Müslümanlar ihtilaflı dini konularda cumhur-i ulemaya tabi olmalıdır.
Cumhur-i ulemanın bazı görüşlerini dikkatinize sunmak isterim:
(1) Her Müslüman dini hayata tatbik için bir fıkıh mezhebine tabi olmalıdır. (2) Mezhepsizlik büyük bir fitne ve bid'attir. (3) Telfik-i mezahib bozuk bir metottur. Dini oyuncak etmek demektir. (4) Allah bütün noksan sıfatlardan münezzehtir. (5) Allah zamandan, mekandan, cisimden, suretten, sağdan soldan, inmek ve çıkmaktan, insanlar gibi eli, ayağı, yüzü olmaktan münezzehtir. Ehl-i Sünnet uleması böyle inançların sapıklık olduğunu beyan etmiştir. (6) Şer'i tesettür farzdır. (7) Hür ve mukim erkeklerin farz namazlarını (şer'i bir özürleri olmadıkça) cemaatle kılmaları bazı mezheplere göre farz, Hanefi mezhebine göre sabah namazının sünnetinden daha kuvvetli ve vacibe yakın bir sünnet-i müekkededir. Farz namazları münferid kılmak musallinin keyfine ve ihtiyarına bırakılmış değildir, mecburidir.

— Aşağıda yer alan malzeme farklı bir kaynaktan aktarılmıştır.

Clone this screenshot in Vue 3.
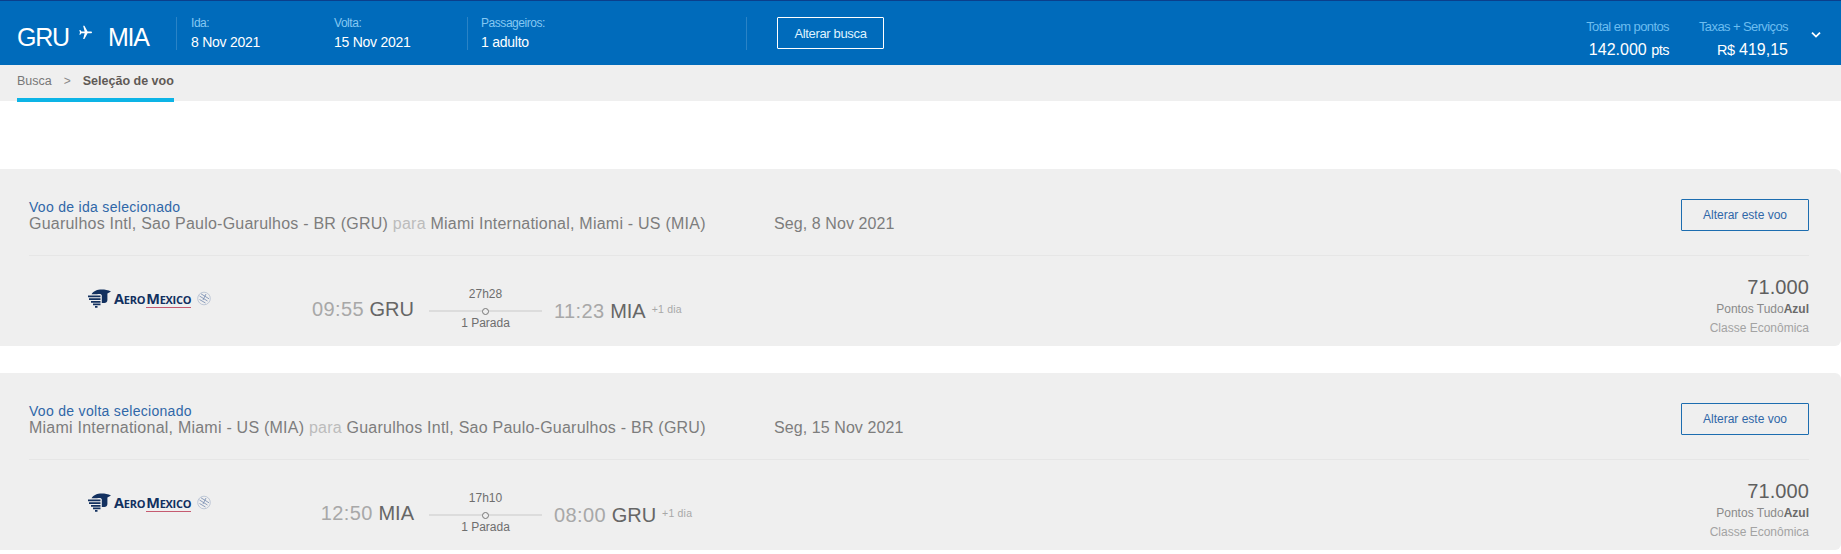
<script setup>
const flights = [
  { title: 'Voo de ida selecionado', from: 'Guarulhos Intl, Sao Paulo-Guarulhos - BR (GRU)', to: 'Miami International, Miami - US (MIA)', date: 'Seg, 8 Nov 2021', dep: '09:55', depC: 'GRU', dur: '27h28', arr: '11:23', arrC: 'MIA' },
  { title: 'Voo de volta selecionado', from: 'Miami International, Miami - US (MIA)', to: 'Guarulhos Intl, Sao Paulo-Guarulhos - BR (GRU)', date: 'Seg, 15 Nov 2021', dep: '12:50', depC: 'MIA', dur: '17h10', arr: '08:00', arrC: 'GRU' }
]
</script>

<template>
  <div class="page">
    <header class="top">
      <div class="route">
        <span>GRU</span>
        <svg class="plane" width="16" height="16" viewBox="0 0 24 24"><path fill="#fff" d="M21 12.6c0-.9-.8-1.4-1.6-1.4h-5L9.6 2.5H7.7l2.3 8.7H5.2L3.4 9H2l1 3.6L2 16h1.4l1.8-2.2H10l-2.3 8.7h1.9l4.8-8.7h5c.8 0 1.6-.5 1.6-1.2z" /></svg>
        <span>MIA</span>
      </div>
      <div class="info first"><small>Ida:</small><b>8 Nov 2021</b></div>
      <div class="info second"><small>Volta:</small><b>15 Nov 2021</b></div>
      <div class="info third"><small>Passageiros:</small><b>1 adulto</b></div>
      <div class="divider"></div>
      <button class="change-search">Alterar busca</button>
      <div class="totals">
        <div class="total pts"><small>Total em pontos</small><b>142.000 <i>pts</i></b></div>
        <div class="total tax"><small>Taxas + Serviços</small><b><i>R$</i> 419,15</b></div>
        <svg class="chev" width="10" height="8" viewBox="0 0 10 8"><path d="M1 1.6l4 4 4-4" fill="none" stroke="#fff" stroke-width="1.8" /></svg>
      </div>
    </header>
    <nav class="crumbs">
      <div class="crumb-inner"><span class="c1">Busca</span><span class="sep">&gt;</span><strong>Seleção de voo</strong></div>
    </nav>
    <main class="cards">
      <section v-for="f in flights" :key="f.title" class="card">
        <div class="card-head">
          <div class="head-text">
            <div class="title">{{ f.title }}</div>
            <div class="line"><span class="places">{{ f.from }} <em>para</em> {{ f.to }}</span><span class="date">{{ f.date }}</span></div>
          </div>
          <button class="change-flight">Alterar este voo</button>
        </div>
        <div class="card-body">
          <div class="logo">
            <svg width="23" height="20" viewBox="0 0 23 20">
              <path fill="#12305f" d="M8 1.500C11 0 18 0 23 2.500l-3.600 2v6.600c0 2-1.400 2.800-3 2.800h-2.600V6.500C13.800 5 12 4.500 9 5.200H3.500C4.500 3.500 6 2.300 8 1.500z" />
              <path fill="#12305f" d="M0 6.500h12.500v1.700H0zM1 9.300h11.500V11H1zM3 12h9.500v1.700H3zM5 14.600h7.500v1.700H5zM7 17h2.500v1.800H7z" />
            </svg>
            <span class="wordmark"><span class="big">A</span>ERO<span class="mex"><span class="big">M</span>EXICO</span></span>
            <svg class="team" width="16" height="16" viewBox="0 0 16 16">
              <circle cx="8" cy="8.500" r="6.300" fill="none" stroke="#a9b6cc" stroke-width=".7" />
              <path d="M3.500 6l8 5M5 3.800l8 5M3.500 9.500l6 3.500M10 4l-3 6" stroke="#7f93b5" stroke-width=".9" fill="none" />
            </svg>
          </div>
          <div class="times">
            <div class="point dep"><span class="t">{{ f.dep }}</span> <span class="c">{{ f.depC }}</span></div>
            <div class="track">
              <span class="dur">{{ f.dur }}</span>
              <div class="rail"><span class="stop"></span></div>
              <span class="stops">1 Parada</span>
            </div>
            <div class="point arr"><span class="t">{{ f.arr }}</span> <span class="c">{{ f.arrC }}</span><span class="plus">+1 dia</span></div>
          </div>
          <div class="price">
            <div class="amount">71.000</div>
            <div class="unit">Pontos Tudo<b>Azul</b></div>
            <div class="cabin">Classe Econômica</div>
          </div>
        </div>
      </section>
    </main>
  </div>
</template>

<style>
html, body { margin: 0; background: #fff; overflow: hidden; }
</style>

<style scoped>
.page { width: 1841px; height: 554px; overflow: hidden; font-family: "Liberation Sans", Arial, sans-serif; color: #666; }
button { font-family: inherit; cursor: pointer; padding: 0; }
.top { height: 64px; background: #006bbb; border-top: 1px solid #0a3f8c; display: flex; align-items: stretch; color: #fff; position: relative; }
.route { width: 176px; box-sizing: border-box; padding-left: 17px; display: flex; align-items: center; font-size: 25px; letter-spacing: -1.2px; }
.route span { line-height: 1; margin-top: 9px; }
.plane { margin: 0 14px 0 9px; transform: translateY(-1px); }
.info { display: flex; flex-direction: column; border-left: 1px solid #2a83c6; height: 33px; margin-top: 16px; padding-left: 14px; }
.info.first { width: 142px; }
.info.second { width: 134px; border-left-color: transparent; padding-left: 0; }
.info.third { width: 265px; padding-left: 13px; margin-left: -1px; }
.info small { font-size: 12px; letter-spacing: -.45px; color: #85c8f2; line-height: 14px; margin-top: -1px; }
.info b { font-weight: 400; font-size: 14px; letter-spacing: -.25px; line-height: 16px; margin-top: 4px; white-space: nowrap; }
.divider { width: 1px; height: 33px; margin-top: 16px; background: #2a83c6; }
.change-search { width: 107px; height: 32px; margin: 16px 0 0 30px; background: transparent; color: #dff2ff; border: 1px solid #fff; border-radius: 1px; font-size: 13px; letter-spacing: -.35px; }
.totals { margin-left: auto; display: flex; position: relative; padding-right: 53px; }
.total { display: flex; flex-direction: column; align-items: flex-end; }
.total small { font-size: 13px; color: #6cbdf0; line-height: 15px; margin-top: 18px; letter-spacing: -.6px; }
.total b { font-weight: 400; font-size: 16px; line-height: 18px; margin-top: 7px; letter-spacing: 0; white-space: nowrap; }
.total i { font-style: normal; font-size: 14.500px; letter-spacing: -.5px; }
.tax { margin-left: 30px; }
.chev { position: absolute; right: 20px; top: 30px; }
.crumbs { height: 36px; background: #efefef; }
.crumb-inner { box-sizing: border-box; width: 174px; height: 36px; padding: 9px 0 0 17px; font-size: 12.500px; line-height: 14px; position: relative; white-space: nowrap; }
.crumb-inner::after { content: ""; position: absolute; left: 17px; right: 0; bottom: -1px; height: 4px; background: #0db4e6; }
.c1 { color: #777; }
.sep { color: #888; margin: 0 12px; font-size: 12px; }
.crumb-inner strong { color: #5f5a56; font-size: 12.500px; }
.cards { padding-top: 68px; display: flex; flex-direction: column; gap: 27px; }
.card { height: 177px; flex: none; box-sizing: border-box; background: #efefef; border-radius: 0 6px 6px 0; padding: 0 32px 0 29px; }
.card-head { height: 87px; box-sizing: border-box; border-bottom: 1px solid #e6e6e6; display: flex; justify-content: space-between; }
.head-text { padding-top: 31px; }
.title { font-size: 14px; line-height: 14px; color: #2f67a8; letter-spacing: .3px; }
.line { font-size: 16px; line-height: 19px; color: #7d7d7d; display: flex; letter-spacing: .23px; }
.places { width: 745px; }
.places em { font-style: normal; color: #bcbcbc; }
.date { letter-spacing: .08px; }
.change-flight { width: 128px; height: 32px; margin-top: 30px; background: transparent; color: #2f67a8; border: 1px solid #1c6db0; border-radius: 1px; font-size: 12px; }
.card-body { display: flex; position: relative; height: 89px; }
.logo { position: absolute; left: 59px; top: 33px; display: flex; align-items: center; height: 20px; }
.wordmark { font-family: "Open Sans", sans-serif; font-weight: 700; font-size: 11px; letter-spacing: -.25px; color: #12305f; margin-left: 3px; line-height: 14px; white-space: nowrap; }
.wordmark .big { font-size: 14.500px; }
.mex { border-bottom: 1px solid #c55a70; margin-left: 1px; }
.team { margin-left: 5px; margin-top: -3px; }
.times { position: absolute; left: 0; top: 0; width: 670px; height: 89px; }
.point { position: absolute; top: 41px; font-size: 20px; line-height: 24px; white-space: nowrap; }
.point .t { color: #a8a8a8; letter-spacing: .4px; }
.point .c { color: #666; }
.dep { right: 285px; }
.arr { left: 525px; }
.plus { font-size: 10.500px; color: #a8a8a8; margin-left: 6px; vertical-align: 5px; letter-spacing: .2px; }
.track { position: absolute; left: 400px; top: 31px; width: 113px; display: flex; flex-direction: column; align-items: center; font-size: 12px; color: #6e6e6e; }
.dur { line-height: 14px; }
.rail { width: 113px; height: 2px; background: #dcdcdc; margin: 9px 0 4px; position: relative; }
.stop { position: absolute; left: 50%; top: 50%; width: 5px; height: 5px; margin: -3.500px 0 0 -3.500px; border: 1px solid #777; border-radius: 50%; background: #efefef; }
.stops { line-height: 14px; }
.price { margin-left: auto; text-align: right; padding-top: 20px; }
.amount { font-size: 20px; line-height: 22px; color: #5f5f5f; letter-spacing: .1px; }
.unit { font-size: 12px; line-height: 14px; color: #8a8a8a; margin-top: 4px; }
.unit b { color: #6a6a6a; }
.cabin { font-size: 12px; line-height: 14px; color: #a3a3a3; margin-top: 5px; }
</style>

Zamanımızda alet ilimlerini ve 'ali ilimleri ehliyetli üstadlardan okuyup icazet almamış birtakım heveskarlar, Türkçe tercüme, meal ve tefsirleri okuyarak ictihad yapmaya yelteniyor. Bunlar dall ve mudil (sapıtmış ve sapıttıran) kimselerdir. Bunları dinleyen, bunlara inanlar imanlarını kaybedebilir.
Peygamberimizin 1400 yıl önceden haber verdiği gibi Müslümanlar bir sürü bozuk fırkaya ayrılmıştır. Dini konularda sapıtmaktan, şaşmaktan, ayağı kaymaktan kurtulmak için her mü'min ehliyetli ve icazetli ulema ve fukahaya tabi olmalıdır.
Cumhur-i ulema yolundan ve dairesinden çıkanlar, sürüden ayrılmış koyunlardır ve akıbet kurtlara yem olurlar.